## Job
Scan the material for the word "styles", and copy each line where it shows up.

## Given data
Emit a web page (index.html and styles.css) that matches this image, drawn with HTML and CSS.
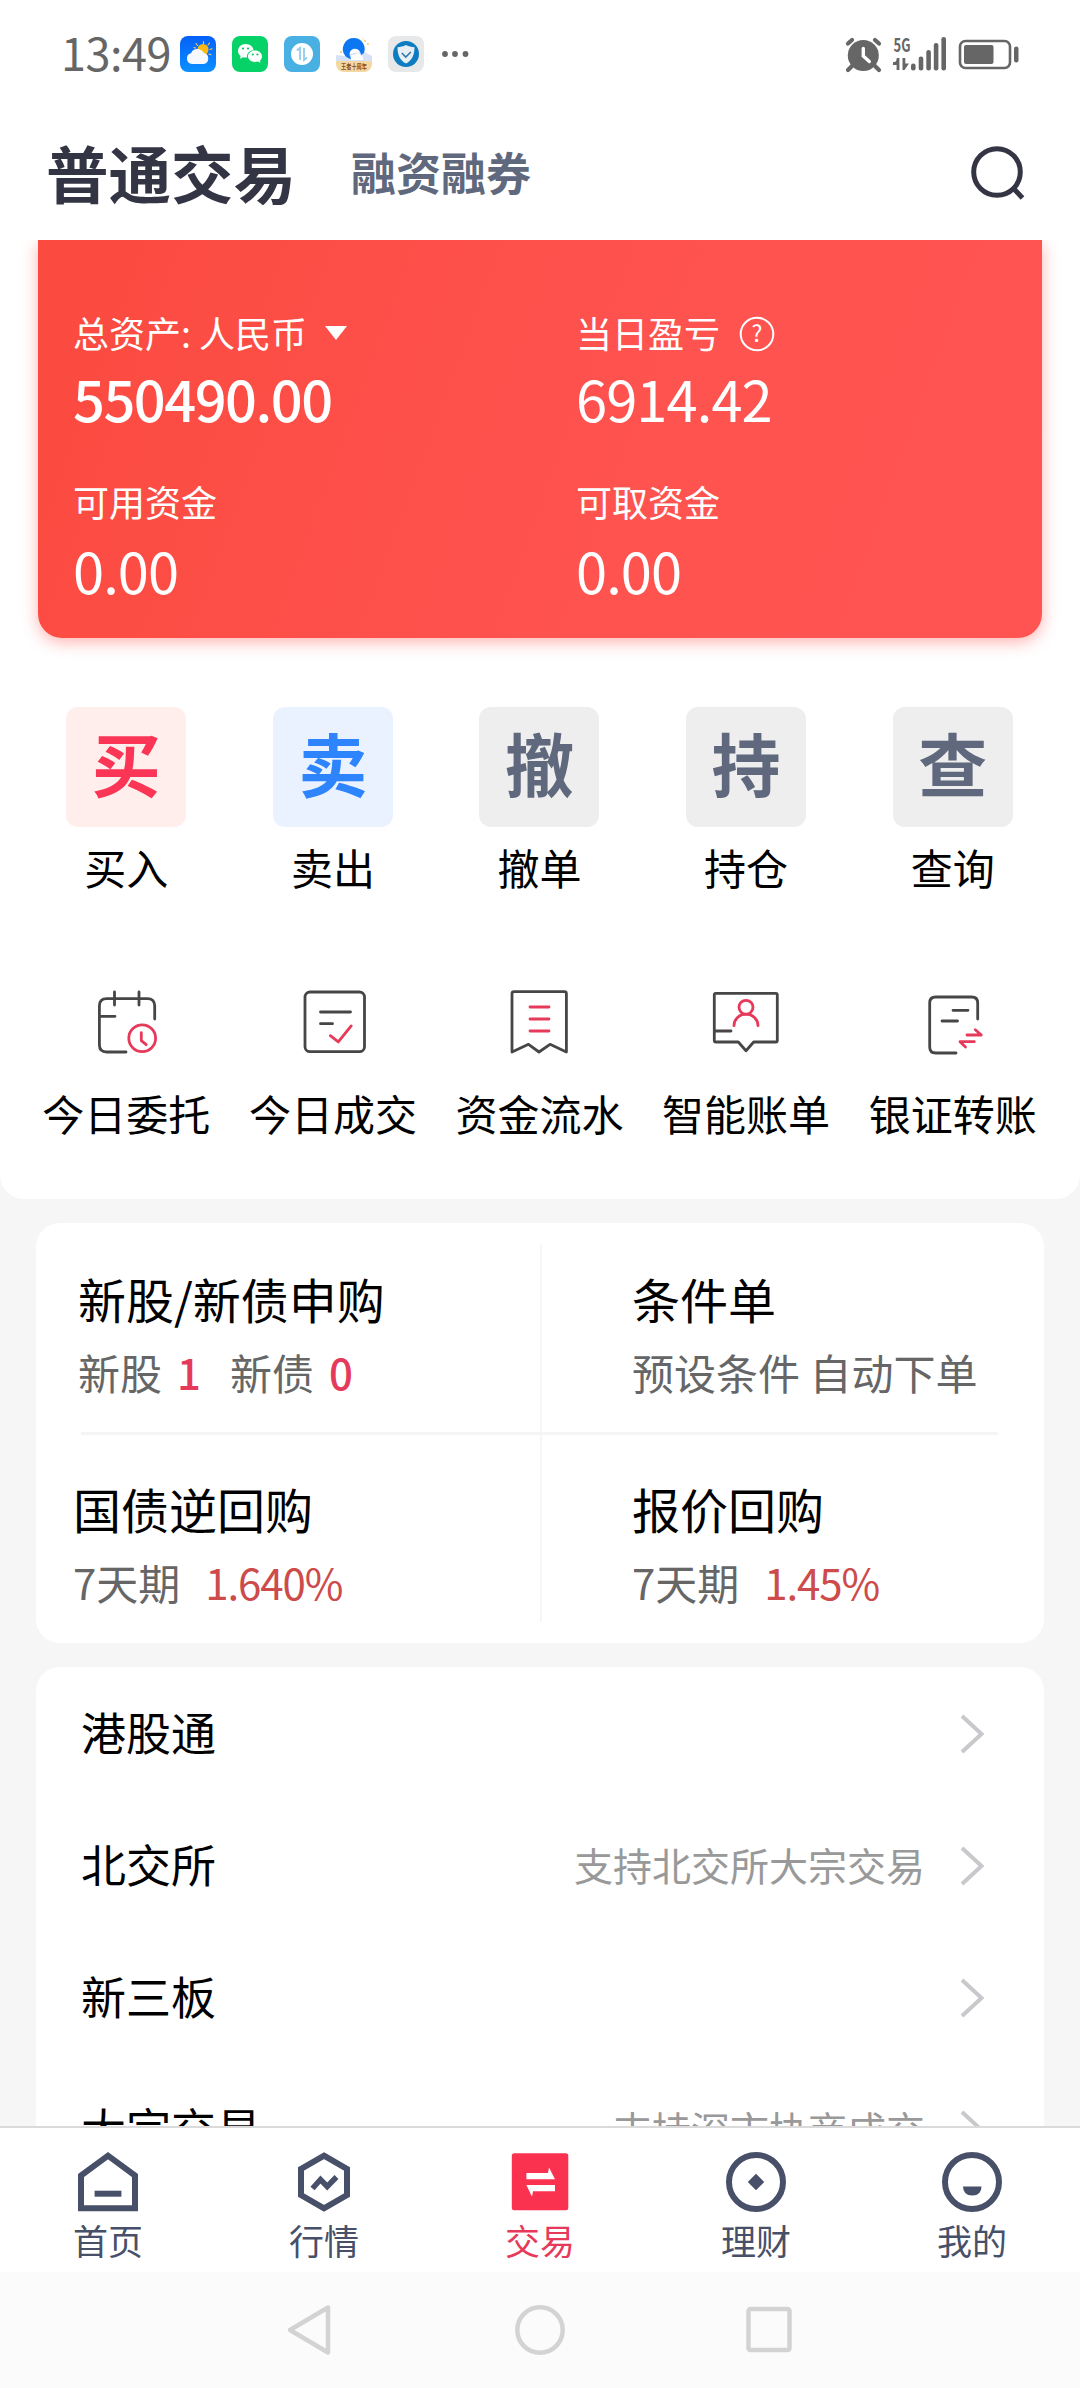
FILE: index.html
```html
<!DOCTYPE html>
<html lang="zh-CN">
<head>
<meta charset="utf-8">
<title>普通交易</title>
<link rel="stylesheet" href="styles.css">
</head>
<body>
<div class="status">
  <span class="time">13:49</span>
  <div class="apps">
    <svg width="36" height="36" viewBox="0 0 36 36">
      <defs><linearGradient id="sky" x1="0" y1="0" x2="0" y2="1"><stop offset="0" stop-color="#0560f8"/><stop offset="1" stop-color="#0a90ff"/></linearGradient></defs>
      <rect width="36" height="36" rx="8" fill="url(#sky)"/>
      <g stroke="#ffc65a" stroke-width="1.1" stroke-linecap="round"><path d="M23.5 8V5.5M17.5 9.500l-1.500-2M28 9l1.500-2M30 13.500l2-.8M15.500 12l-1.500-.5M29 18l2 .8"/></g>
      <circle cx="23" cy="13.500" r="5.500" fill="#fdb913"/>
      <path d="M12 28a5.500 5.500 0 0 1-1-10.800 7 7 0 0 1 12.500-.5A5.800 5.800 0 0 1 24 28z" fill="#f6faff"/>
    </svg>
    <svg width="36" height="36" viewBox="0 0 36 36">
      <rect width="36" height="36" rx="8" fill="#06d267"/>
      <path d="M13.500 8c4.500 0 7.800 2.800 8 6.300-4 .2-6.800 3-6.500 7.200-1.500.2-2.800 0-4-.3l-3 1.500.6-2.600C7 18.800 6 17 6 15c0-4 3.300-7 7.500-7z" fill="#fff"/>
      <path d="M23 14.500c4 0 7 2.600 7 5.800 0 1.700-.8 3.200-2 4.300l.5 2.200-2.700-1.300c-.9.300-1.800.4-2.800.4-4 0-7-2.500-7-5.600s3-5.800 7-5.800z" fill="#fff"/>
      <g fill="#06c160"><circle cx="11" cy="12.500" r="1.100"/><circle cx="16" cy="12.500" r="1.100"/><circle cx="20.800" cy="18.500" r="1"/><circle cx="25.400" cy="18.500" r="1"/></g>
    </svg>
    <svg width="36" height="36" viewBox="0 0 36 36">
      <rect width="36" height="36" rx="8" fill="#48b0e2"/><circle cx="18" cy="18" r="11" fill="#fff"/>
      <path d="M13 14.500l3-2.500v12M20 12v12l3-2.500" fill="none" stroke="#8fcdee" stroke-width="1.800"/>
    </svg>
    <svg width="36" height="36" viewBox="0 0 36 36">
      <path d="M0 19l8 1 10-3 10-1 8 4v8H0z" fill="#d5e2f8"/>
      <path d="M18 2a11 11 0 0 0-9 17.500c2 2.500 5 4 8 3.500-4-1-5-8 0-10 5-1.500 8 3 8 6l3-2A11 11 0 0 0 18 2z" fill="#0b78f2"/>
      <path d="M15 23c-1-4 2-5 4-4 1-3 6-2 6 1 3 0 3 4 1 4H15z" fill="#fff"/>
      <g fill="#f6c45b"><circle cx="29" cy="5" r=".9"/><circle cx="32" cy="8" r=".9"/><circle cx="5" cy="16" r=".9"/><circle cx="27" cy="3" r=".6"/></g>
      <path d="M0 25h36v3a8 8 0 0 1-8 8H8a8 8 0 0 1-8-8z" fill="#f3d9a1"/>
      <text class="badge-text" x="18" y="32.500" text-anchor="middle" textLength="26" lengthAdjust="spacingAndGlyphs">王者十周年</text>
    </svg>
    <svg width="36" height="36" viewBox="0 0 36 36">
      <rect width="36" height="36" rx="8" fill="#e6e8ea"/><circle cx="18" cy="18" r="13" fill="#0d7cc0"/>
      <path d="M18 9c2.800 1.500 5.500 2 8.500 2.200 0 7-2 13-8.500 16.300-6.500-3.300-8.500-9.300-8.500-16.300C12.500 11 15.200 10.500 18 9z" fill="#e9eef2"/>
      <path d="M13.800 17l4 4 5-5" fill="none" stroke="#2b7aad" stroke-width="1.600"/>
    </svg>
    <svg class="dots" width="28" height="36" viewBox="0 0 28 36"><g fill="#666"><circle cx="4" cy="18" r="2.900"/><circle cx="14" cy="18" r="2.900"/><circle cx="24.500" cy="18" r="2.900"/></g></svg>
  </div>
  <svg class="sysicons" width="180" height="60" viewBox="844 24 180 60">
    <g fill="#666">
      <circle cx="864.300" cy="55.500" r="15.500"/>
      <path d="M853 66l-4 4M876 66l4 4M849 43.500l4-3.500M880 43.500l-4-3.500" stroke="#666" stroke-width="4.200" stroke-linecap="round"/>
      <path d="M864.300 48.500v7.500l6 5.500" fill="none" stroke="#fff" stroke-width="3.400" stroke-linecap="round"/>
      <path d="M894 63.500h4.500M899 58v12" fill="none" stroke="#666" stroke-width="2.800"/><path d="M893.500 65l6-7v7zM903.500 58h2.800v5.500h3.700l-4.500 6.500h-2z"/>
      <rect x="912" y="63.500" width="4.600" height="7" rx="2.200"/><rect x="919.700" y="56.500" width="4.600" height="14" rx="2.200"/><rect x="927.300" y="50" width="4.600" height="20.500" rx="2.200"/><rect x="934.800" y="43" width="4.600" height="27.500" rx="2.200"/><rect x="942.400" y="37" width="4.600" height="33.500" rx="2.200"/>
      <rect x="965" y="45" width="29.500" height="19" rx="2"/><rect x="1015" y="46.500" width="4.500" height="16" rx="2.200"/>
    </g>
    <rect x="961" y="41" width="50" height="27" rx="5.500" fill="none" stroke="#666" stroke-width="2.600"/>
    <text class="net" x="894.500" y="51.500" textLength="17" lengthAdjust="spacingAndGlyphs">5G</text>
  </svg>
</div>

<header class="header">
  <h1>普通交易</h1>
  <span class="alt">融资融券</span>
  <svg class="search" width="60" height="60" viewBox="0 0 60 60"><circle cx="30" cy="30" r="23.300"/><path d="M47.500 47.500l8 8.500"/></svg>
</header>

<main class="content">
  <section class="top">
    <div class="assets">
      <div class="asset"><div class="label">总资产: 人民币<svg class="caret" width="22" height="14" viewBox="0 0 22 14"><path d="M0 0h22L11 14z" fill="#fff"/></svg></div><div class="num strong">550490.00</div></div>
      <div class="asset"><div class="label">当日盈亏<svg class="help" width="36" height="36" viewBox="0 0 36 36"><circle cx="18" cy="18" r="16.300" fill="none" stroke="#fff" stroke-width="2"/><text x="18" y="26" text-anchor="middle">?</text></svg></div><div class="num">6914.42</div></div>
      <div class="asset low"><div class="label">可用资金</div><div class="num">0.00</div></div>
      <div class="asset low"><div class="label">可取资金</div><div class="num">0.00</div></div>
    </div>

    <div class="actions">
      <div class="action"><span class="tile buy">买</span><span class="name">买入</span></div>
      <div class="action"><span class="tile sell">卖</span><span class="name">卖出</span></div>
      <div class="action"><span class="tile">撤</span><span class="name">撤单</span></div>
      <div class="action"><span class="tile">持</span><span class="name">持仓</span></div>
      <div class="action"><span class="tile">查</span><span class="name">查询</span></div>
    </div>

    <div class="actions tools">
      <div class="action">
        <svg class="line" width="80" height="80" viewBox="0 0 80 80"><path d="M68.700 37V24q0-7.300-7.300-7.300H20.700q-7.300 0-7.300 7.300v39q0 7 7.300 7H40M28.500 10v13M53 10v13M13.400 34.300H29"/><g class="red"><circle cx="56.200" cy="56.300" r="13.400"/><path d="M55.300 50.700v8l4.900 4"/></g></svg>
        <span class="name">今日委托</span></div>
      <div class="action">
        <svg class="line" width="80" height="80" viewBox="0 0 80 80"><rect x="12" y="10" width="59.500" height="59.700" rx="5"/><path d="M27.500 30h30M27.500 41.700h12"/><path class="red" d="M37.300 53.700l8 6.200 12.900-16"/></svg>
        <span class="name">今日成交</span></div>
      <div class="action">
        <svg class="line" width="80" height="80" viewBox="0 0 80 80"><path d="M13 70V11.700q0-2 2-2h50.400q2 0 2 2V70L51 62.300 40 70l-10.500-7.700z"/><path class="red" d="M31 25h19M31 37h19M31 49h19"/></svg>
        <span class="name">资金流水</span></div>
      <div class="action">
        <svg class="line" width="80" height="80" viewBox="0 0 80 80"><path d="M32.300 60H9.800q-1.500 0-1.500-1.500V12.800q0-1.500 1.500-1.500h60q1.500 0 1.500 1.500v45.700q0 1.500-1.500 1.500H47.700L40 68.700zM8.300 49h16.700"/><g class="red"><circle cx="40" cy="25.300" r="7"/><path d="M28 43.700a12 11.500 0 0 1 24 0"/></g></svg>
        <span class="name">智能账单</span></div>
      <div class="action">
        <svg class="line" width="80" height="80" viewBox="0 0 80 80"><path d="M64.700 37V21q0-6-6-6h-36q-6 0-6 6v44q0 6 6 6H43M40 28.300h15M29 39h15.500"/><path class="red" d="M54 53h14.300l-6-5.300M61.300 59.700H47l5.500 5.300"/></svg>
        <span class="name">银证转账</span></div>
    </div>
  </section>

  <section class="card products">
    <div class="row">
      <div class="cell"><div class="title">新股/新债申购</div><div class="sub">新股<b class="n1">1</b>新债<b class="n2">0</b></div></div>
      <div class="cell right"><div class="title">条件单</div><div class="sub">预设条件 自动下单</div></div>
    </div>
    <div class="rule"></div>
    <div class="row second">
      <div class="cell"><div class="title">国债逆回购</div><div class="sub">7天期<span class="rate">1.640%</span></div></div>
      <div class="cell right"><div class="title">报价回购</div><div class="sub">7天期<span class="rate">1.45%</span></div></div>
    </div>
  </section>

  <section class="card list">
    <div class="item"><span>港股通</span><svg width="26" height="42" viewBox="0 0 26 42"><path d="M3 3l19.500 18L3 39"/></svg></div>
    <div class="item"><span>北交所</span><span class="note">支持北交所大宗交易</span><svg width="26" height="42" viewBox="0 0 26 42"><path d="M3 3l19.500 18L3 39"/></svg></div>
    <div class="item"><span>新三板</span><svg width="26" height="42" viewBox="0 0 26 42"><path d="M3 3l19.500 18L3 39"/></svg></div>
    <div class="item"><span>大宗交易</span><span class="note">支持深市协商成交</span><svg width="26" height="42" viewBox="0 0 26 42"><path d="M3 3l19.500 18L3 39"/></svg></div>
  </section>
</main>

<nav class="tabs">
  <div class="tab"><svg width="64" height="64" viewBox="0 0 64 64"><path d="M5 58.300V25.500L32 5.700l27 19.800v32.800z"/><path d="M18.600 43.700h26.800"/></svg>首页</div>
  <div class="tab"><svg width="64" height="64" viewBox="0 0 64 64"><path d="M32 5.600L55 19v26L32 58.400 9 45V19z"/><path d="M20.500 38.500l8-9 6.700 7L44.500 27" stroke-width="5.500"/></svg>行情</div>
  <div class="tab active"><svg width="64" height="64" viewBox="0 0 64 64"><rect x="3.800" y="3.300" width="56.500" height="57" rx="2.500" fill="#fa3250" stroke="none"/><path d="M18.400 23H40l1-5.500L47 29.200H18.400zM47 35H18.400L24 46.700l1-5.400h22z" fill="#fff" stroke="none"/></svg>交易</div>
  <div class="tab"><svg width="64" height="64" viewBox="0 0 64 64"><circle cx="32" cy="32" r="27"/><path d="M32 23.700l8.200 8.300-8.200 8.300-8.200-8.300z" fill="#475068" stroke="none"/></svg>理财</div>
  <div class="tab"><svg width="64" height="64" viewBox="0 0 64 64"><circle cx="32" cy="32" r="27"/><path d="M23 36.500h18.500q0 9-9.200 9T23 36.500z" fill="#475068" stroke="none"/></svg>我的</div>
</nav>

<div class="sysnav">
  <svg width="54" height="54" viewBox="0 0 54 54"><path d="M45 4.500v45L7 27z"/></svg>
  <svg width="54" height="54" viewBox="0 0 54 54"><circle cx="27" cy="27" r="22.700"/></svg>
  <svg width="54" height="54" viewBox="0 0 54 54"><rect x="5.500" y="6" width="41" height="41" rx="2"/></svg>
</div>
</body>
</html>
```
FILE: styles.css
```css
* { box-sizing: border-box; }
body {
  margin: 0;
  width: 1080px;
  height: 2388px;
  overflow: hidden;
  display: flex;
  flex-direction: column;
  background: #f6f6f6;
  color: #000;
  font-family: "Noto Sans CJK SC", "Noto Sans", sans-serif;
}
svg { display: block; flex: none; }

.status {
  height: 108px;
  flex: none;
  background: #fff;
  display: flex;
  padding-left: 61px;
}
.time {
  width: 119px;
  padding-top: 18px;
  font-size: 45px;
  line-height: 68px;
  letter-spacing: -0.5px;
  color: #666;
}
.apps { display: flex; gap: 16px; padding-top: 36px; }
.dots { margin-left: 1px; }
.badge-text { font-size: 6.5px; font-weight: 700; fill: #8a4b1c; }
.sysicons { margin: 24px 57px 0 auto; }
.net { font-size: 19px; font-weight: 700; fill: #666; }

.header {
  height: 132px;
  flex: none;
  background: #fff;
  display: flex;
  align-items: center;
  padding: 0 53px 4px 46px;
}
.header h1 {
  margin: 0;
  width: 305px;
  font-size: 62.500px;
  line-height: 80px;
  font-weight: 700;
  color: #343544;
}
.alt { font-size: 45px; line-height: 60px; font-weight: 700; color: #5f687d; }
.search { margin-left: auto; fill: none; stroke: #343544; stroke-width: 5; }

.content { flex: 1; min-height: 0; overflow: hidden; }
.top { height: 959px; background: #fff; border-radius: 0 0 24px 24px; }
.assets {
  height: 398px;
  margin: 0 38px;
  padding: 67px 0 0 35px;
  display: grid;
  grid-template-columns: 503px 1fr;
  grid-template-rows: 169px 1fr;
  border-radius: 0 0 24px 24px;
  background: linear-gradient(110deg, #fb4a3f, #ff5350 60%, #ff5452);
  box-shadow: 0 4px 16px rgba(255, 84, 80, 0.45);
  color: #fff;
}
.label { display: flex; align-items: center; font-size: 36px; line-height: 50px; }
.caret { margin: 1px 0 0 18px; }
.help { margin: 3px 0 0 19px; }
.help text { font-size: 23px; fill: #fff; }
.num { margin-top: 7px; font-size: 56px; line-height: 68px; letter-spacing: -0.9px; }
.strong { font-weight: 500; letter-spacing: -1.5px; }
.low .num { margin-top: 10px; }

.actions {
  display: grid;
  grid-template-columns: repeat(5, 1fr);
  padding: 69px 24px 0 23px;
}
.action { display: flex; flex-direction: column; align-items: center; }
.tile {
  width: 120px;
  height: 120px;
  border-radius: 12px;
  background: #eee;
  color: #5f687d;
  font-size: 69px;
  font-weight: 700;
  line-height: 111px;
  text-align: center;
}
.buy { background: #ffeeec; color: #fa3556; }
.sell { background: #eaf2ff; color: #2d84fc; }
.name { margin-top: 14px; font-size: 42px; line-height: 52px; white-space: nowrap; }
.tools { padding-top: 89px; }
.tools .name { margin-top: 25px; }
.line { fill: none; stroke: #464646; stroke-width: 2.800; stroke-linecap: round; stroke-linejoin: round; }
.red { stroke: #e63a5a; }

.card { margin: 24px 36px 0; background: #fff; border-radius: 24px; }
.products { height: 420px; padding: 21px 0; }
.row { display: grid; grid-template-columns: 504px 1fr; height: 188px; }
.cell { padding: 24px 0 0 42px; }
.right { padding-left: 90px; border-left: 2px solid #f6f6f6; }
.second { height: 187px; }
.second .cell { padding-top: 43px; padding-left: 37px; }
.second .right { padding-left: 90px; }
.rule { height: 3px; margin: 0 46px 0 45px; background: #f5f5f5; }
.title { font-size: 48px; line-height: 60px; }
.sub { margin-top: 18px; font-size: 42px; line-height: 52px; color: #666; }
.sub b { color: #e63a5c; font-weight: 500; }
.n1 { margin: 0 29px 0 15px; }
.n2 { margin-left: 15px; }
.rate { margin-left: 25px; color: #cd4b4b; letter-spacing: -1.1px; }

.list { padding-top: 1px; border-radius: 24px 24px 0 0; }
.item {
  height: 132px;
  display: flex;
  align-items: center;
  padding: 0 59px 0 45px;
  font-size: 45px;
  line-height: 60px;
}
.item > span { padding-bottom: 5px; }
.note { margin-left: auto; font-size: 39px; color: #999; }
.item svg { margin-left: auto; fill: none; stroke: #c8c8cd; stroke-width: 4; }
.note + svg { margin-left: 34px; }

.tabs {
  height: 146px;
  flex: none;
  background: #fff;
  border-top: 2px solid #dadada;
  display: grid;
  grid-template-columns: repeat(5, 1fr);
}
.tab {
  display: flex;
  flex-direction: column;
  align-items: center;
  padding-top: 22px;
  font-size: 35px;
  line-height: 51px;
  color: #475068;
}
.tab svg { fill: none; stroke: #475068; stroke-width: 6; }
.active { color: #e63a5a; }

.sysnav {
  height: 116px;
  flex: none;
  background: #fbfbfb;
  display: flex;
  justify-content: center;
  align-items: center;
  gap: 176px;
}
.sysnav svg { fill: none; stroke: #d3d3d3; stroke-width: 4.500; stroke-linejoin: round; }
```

## Worked answer
Emit a web page (index.html and styles.css) that matches this image, drawn with HTML and CSS.
<link rel="stylesheet" href="styles.css">
FILE: styles.css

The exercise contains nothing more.